New research into fossils found at the “Pompeii of prehistoric plants”, in Wuda, Inner Mongolia, reveals that the plants, called Noeggerathiales, were highly-evolved members of the lineage from which came seed plants.

Reconstruction of the crown of Paratingia wuhaia
A reconstruction of the crown of Paratingia wuhaia. A newly described prehistoric plant from the Early Permian.

The Importance of Noeggerathiales

Noeggerathiales were important peat-forming plants that lived around 325 to 251 million years ago (Late Carboniferous to the end of the Permian). Understanding their relationships to other plant groups has been limited by poorly preserved examples until now. The beautiful fossils found in China have allowed experts to work out that Noeggerathiales are more closely related to seed plants than to other fern groups.

No Evolutionary Dead-end

No longer considered an evolutionary cul-de-sac, they are now recognised as advanced tree-ferns that evolved complex cone-like structures from modified leaves.
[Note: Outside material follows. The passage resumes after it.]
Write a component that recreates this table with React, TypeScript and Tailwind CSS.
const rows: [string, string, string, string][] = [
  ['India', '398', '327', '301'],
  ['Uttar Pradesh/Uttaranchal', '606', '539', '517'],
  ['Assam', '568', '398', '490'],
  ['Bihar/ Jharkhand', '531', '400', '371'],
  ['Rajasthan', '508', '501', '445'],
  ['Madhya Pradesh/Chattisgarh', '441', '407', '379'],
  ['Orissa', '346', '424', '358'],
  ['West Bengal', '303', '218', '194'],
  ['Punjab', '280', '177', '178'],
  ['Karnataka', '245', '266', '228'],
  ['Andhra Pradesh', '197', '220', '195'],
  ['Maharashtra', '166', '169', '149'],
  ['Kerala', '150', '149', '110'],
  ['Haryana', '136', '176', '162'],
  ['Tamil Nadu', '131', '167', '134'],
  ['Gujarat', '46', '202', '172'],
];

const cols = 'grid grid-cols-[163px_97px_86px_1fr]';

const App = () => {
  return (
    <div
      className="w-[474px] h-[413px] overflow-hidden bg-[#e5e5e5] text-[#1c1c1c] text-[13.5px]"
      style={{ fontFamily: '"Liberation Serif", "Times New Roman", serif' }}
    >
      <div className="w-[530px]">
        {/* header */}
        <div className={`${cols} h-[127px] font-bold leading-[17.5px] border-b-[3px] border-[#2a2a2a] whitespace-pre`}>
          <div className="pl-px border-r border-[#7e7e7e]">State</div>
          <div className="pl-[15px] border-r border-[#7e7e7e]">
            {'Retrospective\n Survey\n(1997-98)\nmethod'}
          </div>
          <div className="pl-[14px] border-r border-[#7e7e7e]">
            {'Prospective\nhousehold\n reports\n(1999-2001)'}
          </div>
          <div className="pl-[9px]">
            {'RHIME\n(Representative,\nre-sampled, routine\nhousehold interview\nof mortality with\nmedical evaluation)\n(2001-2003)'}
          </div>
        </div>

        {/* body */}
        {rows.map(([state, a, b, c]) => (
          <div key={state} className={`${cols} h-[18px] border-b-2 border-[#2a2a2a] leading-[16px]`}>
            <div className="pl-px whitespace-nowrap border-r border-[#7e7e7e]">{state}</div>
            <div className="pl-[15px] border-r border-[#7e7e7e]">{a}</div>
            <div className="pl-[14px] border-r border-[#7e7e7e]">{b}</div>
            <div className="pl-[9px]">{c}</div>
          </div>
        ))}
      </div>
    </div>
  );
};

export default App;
Despite their sophistication, Noeggerathiales fell victim to the profound environmental and climate changes of 251 million years ago that destroyed swamp ecosystems globally (End Permian mass extinction event).

Fossil specimen of the new species (Paratingia wuhaia)
Fossil specimen of the new species (Paratingia wuhaia) preserving the crown of the tree with leaves and its fertile organs attached to the stem.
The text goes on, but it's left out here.